The most obvious ideas sometimes arrive late, but when they do, they highlight how much groundwork was needed to make them possible.
Next steps – and the possible path to rqlite 10
With rqlite 9.2, operational life gets a bit easier for anyone running rqlite – especially those with large datasets. Restarts are no longer an ordeal or something to dread in your maintenance window. You can upgrade nodes or bounce a cluster member and have confidence it will be back in the mix almost immediately. All this comes without compromising rqlite’s core promise of correctness. If a node can’t guarantee its on-disk state is perfect, it will simply do what it always did and recover from the canonical Raft log. But in the common case, rqlite now combines the performance of in-place restarts with the safety of Raft’s consistency guarantees.
If you’re upgrading from an earlier version, the transition is seamless – just update to 9.2, and the next time each node restarts, you’ll notice the difference. There’s nothing new to configure; the feature is automatic.
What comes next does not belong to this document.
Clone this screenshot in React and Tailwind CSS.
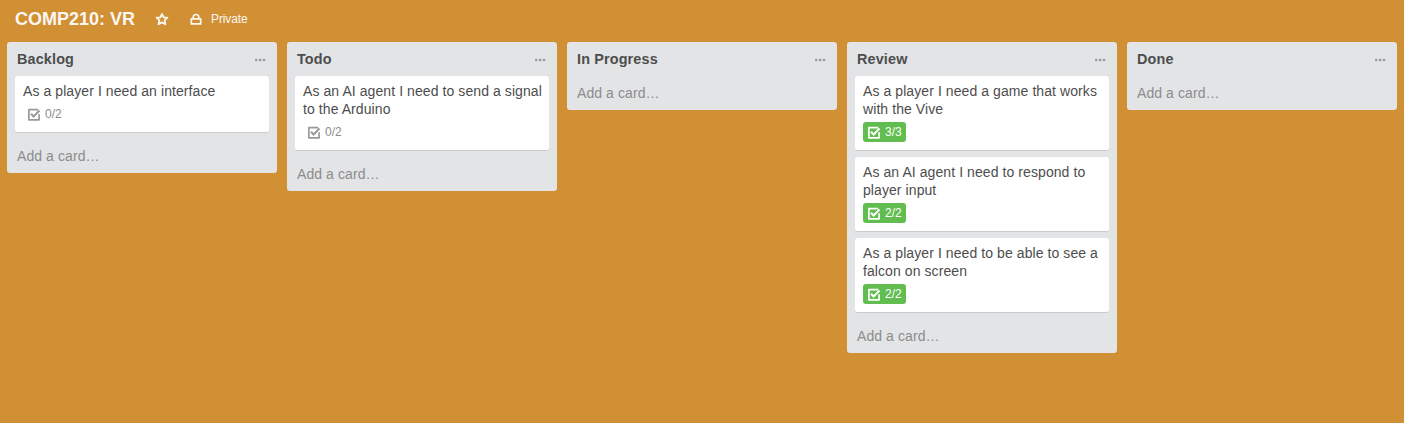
const lists = [
  { name: 'Backlog', cards: [{ title: 'As a player I need an interface', checks: '0/2' }] },
  { name: 'Todo', cards: [{ title: 'As an AI agent I need to send a signal to the Arduino', checks: '0/2' }] },
  { name: 'In Progress', cards: [] },
  {
    name: 'Review',
    cards: [
      { title: 'As a player I need a game that works with the Vive', checks: '3/3', done: true },
      { title: 'As an AI agent I need to respond to player input', checks: '2/2', done: true },
      { title: 'As a player I need to be able to see a falcon on screen', checks: '2/2', done: true },
    ],
  },
  { name: 'Done', cards: [] },
];

function StarIcon() {
  return (
    <svg className="h-[14px] w-[14px]" viewBox="0 0 14 14" fill="none" stroke="currentColor" strokeWidth="1.8" strokeLinejoin="round">
      <path d="M7 2 8.6 5.3 12.4 5.7 9.6 8.3 10.4 12.3 7 10.4 3.6 12.3 4.4 8.3 1.6 5.7 5.4 5.3Z" />
    </svg>
  );
}

function LockIcon() {
  return (
    <svg className="h-3 w-3" viewBox="0 0 12 12" fill="none" stroke="currentColor" strokeWidth="1.8" strokeLinejoin="round">
      <path d="M1.3 5.9H10.7V10.9H1.3Z" />
      <path d="M3.2 5.8V4.2C3.2 2.6 4.4 1.5 6 1.5S8.8 2.6 8.8 4.2V5.8" strokeWidth="1.6" />
    </svg>
  );
}

function CheckIcon() {
  return (
    <svg className="h-[14px] w-[14px]" viewBox="0 0 14 14" fill="none" stroke="currentColor" strokeWidth="1.7">
      <path d="M11.2 2.6H1.9V12.8H12.1V7.2" strokeLinejoin="round" />
      <path d="M4 6.8 6.6 9.5 12.5 3.5" strokeWidth="2" />
    </svg>
  );
}

function MenuIcon() {
  return (
    <svg className="mt-px h-1 w-[11px]" viewBox="0 0 11 4" fill="currentColor">
      <circle cx="1.2" cy="2" r="1.35" />
      <circle cx="5.1" cy="2" r="1.35" />
      <circle cx="9" cy="2" r="1.35" />
    </svg>
  );
}

function Card({ title, checks, done }) {
  return (
    <article className="mb-1.5 rounded-[3px] border-b border-[#c8cacc] bg-white px-2 pt-1.5 pb-2">
      <p className="-mr-1 text-[14px] leading-[18px] tracking-[0.08px] text-[#4d4d4d]">{title}</p>
      <div
        className={
          done
            ? 'mt-1 flex h-5 w-[43px] items-center rounded-[3px] bg-[#61bd4f] pl-1 text-white'
            : 'mt-1 flex h-5 w-[43px] items-center rounded-[3px] pl-1 text-[#999999]'
        }
      >
        <CheckIcon />
        <span className={done ? 'ml-1 text-[12px] leading-5' : 'ml-1 text-[12px] leading-5 text-[#8c8c8c]'}>{checks}</span>
      </div>
    </article>
  );
}

function List({ name, cards }) {
  return (
    <section className="w-[270px] shrink-0 rounded-[3px] bg-[#e2e4e6]">
      <header className="flex h-[34px] items-center justify-between pr-[11px] pl-2.5 text-[#999999]">
        <h2 className="text-[14.4px] leading-[18px] font-bold tracking-[0.15px] text-[#4d4d4d]">{name}</h2>
        <MenuIcon />
      </header>
      <div className="px-2">
        {cards.map((card) => (
          <Card key={card.title} {...card} />
        ))}
      </div>
      <div className="h-[34px] px-2.5 text-[14px] leading-[34px] tracking-[0.08px] text-[#8c8c8c]">Add a card…</div>
    </section>
  );
}

export default function App() {
  return (
    <div className="h-[423px] w-[1404px] overflow-hidden bg-[#d29034] font-['Liberation_Sans',Arial,sans-serif]">
      <header className="flex h-[42px] items-center pb-1 pl-[15px] text-[#fbf7f2]">
        <h1 className="w-[140px] text-[18px] leading-6 font-bold">COMP210: VR</h1>
        <StarIcon />
        <span className="ml-[21px]">
          <LockIcon />
        </span>
        <span className="ml-[9px] text-[12px] leading-5 tracking-[-0.1px]">Private</span>
      </header>
      <main className="flex items-start gap-2.5 pl-[7px]">
        {lists.map((list) => (
          <List key={list.name} {...list} />
        ))}
      </main>
    </div>
  );
}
A closing thought. This work is making the path much clearer to a time when only the SQLite file, a WAL file, and a Raft log exists — there will be no need for a second copy of the database in the Raft Snapshot store, and disk requirements will drop by half. But, like all major changes to rqlite, that design will take time — time to mature, time to validate, and time to develop. But the way ahead is much clearer now.